◆ OBJECTIVE:
List each line of the data that holds the string "index".

◆ Entries with page source code:
________________

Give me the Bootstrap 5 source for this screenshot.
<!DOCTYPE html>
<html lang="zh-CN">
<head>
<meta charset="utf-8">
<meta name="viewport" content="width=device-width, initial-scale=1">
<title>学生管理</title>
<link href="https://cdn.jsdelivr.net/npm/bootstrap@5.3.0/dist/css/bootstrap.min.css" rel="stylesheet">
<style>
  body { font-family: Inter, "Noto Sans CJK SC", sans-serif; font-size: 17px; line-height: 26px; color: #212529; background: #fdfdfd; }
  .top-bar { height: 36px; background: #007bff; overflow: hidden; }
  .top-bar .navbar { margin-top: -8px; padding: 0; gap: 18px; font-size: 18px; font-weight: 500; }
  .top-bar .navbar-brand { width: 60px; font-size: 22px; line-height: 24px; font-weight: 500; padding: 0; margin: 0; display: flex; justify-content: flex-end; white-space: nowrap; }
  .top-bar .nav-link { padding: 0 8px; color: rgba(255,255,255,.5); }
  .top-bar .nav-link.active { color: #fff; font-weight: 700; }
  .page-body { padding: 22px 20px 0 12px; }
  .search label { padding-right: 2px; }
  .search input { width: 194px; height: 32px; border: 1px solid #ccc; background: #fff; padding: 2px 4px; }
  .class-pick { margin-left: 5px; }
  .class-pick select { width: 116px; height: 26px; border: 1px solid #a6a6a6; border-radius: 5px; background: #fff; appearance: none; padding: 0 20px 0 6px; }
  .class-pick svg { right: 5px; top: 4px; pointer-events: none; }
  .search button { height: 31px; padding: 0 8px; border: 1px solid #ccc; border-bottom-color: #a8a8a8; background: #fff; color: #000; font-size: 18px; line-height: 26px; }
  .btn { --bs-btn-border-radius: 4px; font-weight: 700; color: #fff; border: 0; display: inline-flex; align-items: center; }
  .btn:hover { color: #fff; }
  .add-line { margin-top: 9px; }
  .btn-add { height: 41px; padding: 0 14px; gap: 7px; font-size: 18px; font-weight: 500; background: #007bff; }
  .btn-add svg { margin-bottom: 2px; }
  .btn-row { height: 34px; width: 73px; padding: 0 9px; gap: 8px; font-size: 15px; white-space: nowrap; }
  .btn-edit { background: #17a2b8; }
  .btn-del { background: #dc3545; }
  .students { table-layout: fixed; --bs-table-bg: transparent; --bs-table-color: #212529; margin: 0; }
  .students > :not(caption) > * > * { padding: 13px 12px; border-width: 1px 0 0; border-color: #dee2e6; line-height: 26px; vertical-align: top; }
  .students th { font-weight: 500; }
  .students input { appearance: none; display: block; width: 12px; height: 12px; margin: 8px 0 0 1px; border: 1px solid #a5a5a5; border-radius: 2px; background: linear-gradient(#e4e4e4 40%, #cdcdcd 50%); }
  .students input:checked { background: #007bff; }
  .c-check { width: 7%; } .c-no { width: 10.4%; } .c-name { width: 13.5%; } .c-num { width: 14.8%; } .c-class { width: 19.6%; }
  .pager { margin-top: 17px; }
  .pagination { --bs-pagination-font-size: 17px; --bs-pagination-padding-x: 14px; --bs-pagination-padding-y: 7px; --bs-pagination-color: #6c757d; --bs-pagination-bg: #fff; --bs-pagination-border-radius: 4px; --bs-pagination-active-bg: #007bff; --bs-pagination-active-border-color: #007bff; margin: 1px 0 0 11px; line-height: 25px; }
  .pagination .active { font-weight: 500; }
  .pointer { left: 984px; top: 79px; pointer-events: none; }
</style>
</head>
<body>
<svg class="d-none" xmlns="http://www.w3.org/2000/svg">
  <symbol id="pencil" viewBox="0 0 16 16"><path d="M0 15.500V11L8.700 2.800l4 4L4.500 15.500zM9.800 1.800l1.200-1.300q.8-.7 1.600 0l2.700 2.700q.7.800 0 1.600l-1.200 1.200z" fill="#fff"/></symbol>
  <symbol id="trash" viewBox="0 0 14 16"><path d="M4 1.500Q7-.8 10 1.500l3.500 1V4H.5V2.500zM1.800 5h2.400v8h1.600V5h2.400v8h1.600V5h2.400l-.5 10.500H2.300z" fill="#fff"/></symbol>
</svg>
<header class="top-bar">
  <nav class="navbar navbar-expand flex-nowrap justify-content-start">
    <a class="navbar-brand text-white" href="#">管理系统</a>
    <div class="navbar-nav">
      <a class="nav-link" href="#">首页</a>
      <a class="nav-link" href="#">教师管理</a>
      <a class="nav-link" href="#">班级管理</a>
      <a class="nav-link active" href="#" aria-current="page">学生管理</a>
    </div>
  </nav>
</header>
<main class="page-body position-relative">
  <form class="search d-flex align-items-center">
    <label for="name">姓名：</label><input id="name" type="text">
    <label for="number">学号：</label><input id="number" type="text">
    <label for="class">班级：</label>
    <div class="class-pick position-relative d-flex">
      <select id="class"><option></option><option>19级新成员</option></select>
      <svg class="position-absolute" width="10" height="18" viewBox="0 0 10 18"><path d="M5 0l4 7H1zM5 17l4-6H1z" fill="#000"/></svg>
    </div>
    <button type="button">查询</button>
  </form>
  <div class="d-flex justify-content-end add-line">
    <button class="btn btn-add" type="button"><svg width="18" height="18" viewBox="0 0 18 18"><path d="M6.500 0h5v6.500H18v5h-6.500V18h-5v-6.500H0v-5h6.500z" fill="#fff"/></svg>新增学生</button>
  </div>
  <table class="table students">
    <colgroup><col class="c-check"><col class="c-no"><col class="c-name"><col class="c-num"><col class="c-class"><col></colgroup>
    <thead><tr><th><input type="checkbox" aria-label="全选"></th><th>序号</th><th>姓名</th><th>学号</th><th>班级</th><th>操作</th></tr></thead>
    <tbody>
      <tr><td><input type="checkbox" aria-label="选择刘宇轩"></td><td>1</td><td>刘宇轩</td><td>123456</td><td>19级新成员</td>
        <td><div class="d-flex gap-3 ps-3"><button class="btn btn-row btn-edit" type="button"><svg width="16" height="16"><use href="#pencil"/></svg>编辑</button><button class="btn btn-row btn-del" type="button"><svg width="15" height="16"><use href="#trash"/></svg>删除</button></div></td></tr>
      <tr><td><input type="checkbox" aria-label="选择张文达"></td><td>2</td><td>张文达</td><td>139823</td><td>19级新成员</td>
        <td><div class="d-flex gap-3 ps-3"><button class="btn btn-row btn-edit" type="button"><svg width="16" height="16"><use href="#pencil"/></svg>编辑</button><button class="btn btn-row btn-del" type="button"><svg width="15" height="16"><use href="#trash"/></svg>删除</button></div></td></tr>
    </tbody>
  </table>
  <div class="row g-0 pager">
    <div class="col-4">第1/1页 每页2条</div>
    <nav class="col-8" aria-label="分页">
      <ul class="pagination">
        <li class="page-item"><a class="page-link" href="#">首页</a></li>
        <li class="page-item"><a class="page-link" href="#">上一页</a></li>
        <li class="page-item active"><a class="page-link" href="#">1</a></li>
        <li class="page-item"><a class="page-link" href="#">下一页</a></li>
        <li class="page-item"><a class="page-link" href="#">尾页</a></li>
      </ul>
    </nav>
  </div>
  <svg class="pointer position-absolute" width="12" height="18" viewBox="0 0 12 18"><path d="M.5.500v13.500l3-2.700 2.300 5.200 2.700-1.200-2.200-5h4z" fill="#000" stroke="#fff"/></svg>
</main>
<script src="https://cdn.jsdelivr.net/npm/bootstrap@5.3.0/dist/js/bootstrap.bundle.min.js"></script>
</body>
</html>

________________

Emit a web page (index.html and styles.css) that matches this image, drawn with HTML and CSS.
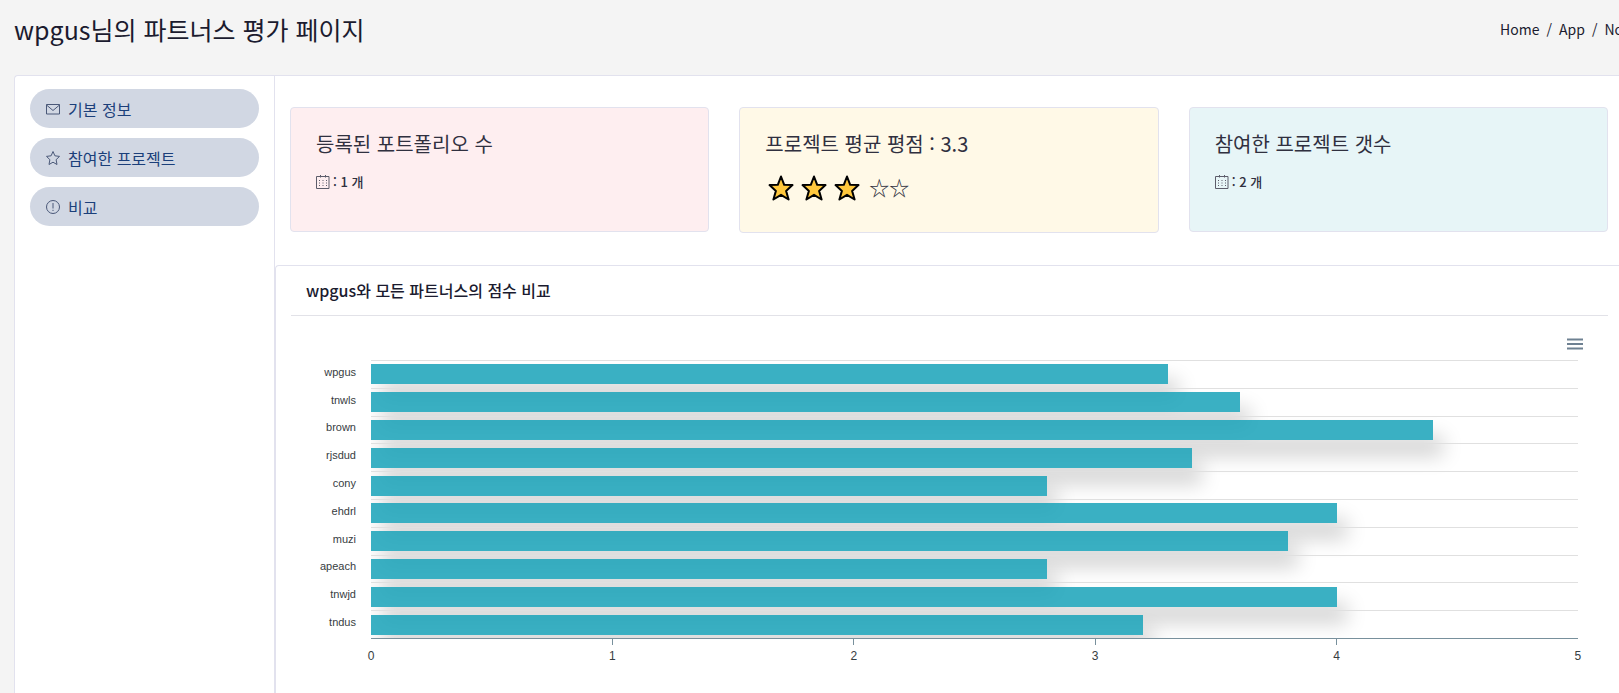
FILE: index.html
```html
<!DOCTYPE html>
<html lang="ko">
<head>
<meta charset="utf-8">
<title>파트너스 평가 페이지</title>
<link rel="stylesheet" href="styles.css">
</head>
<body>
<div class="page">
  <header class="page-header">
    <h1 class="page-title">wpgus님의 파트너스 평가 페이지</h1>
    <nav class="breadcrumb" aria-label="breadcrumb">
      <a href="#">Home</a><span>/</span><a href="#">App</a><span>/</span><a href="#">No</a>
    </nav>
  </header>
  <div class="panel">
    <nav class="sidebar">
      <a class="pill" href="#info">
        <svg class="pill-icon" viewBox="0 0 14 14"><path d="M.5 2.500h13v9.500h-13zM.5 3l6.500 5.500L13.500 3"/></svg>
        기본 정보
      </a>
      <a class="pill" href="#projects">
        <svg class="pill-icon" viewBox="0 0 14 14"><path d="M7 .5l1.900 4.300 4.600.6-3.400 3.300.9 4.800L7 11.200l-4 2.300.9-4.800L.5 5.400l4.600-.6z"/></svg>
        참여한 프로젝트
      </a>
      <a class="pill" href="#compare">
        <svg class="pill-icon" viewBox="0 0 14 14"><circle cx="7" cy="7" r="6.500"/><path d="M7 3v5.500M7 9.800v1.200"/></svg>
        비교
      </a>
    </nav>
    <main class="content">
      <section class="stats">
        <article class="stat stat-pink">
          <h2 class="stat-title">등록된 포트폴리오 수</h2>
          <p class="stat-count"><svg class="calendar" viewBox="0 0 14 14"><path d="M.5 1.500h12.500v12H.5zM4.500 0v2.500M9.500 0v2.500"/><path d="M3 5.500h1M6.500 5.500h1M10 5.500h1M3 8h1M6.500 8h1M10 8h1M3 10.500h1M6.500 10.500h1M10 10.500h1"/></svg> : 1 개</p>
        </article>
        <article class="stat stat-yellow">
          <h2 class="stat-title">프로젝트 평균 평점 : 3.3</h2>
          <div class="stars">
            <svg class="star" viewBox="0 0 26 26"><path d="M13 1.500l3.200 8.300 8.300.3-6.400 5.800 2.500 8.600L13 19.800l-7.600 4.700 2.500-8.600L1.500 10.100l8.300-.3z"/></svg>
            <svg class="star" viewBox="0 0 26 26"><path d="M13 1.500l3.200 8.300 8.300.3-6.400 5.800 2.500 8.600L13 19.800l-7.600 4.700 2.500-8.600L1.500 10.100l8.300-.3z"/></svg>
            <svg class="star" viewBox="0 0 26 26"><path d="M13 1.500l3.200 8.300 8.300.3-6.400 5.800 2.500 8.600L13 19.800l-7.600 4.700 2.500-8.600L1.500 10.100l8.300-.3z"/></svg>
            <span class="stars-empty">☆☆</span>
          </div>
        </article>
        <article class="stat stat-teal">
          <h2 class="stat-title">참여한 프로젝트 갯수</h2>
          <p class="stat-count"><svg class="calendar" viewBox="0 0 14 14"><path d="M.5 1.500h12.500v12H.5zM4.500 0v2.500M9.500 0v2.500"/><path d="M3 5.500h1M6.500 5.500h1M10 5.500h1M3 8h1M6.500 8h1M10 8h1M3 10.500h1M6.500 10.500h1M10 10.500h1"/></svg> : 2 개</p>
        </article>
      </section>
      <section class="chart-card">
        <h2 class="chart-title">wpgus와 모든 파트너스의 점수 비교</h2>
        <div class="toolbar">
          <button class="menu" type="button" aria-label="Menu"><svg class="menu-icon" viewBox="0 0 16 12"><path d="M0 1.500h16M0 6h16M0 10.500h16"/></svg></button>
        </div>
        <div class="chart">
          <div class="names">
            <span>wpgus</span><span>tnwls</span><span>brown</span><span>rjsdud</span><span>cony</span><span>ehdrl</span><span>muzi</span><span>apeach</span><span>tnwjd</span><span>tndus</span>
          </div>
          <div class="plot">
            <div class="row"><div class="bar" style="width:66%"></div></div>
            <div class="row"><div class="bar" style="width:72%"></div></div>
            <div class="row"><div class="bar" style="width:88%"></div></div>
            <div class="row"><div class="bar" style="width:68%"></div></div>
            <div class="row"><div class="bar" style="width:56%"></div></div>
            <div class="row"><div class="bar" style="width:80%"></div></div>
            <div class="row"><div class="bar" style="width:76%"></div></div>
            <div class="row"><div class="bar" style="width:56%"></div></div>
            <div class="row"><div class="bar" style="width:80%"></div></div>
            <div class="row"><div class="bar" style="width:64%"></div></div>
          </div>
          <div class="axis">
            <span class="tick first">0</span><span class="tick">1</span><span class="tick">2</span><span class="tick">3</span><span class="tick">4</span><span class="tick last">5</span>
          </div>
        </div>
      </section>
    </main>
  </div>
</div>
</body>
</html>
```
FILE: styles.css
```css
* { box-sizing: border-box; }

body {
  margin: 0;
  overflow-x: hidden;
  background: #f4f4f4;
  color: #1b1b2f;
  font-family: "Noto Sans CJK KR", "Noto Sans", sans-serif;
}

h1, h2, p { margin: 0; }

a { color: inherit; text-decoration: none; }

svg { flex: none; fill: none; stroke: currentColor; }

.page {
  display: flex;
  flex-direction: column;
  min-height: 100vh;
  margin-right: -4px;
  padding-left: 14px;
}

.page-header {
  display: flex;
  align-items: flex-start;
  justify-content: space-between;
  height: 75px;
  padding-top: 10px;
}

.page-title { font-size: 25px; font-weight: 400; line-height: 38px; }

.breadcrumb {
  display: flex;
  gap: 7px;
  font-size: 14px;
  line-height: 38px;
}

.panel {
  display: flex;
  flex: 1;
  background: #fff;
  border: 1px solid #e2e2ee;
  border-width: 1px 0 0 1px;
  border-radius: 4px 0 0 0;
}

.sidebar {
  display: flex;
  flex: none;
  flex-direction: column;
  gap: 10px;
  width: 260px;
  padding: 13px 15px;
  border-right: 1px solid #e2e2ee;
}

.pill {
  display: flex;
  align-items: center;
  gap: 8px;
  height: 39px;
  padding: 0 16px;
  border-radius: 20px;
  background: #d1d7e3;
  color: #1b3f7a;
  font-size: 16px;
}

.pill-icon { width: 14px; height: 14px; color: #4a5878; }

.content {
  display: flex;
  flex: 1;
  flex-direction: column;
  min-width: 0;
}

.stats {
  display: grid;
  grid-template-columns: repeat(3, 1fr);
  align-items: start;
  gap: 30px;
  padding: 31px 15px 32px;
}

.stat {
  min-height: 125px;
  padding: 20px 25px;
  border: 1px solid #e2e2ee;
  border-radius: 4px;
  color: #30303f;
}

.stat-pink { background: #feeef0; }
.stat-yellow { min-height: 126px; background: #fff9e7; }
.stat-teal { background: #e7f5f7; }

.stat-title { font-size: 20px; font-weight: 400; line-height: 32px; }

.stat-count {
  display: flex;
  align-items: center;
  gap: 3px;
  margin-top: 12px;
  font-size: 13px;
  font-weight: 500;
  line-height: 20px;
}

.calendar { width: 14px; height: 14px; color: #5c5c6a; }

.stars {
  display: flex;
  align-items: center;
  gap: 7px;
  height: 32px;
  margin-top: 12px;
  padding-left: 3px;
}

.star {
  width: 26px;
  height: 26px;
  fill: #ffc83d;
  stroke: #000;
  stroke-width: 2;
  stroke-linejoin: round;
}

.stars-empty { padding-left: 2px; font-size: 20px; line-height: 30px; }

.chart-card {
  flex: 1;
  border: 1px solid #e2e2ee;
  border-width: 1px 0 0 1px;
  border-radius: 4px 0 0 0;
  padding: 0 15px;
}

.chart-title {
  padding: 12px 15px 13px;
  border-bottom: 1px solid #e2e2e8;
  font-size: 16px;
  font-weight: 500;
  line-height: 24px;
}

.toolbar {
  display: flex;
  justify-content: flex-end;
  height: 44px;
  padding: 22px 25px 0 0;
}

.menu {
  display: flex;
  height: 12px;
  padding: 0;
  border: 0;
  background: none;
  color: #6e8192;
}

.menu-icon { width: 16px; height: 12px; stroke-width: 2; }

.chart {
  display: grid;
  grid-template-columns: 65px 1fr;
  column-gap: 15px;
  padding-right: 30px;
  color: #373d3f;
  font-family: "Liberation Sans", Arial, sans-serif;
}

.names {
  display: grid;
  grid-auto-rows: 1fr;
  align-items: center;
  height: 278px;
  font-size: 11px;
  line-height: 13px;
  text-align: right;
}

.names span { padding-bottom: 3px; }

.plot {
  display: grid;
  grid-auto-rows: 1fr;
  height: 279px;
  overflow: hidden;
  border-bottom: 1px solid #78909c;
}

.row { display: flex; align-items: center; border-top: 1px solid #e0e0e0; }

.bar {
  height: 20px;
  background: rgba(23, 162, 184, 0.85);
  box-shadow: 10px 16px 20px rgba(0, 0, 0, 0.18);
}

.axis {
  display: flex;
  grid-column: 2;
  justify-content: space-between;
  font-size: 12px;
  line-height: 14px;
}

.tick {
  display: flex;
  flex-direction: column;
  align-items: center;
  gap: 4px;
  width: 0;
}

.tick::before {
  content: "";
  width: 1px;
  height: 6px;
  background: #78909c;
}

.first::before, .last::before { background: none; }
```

________________

◆ FINAL RESULT:
Emit a web page (index.html and styles.css) that matches this image, drawn with HTML and CSS.
FILE: index.html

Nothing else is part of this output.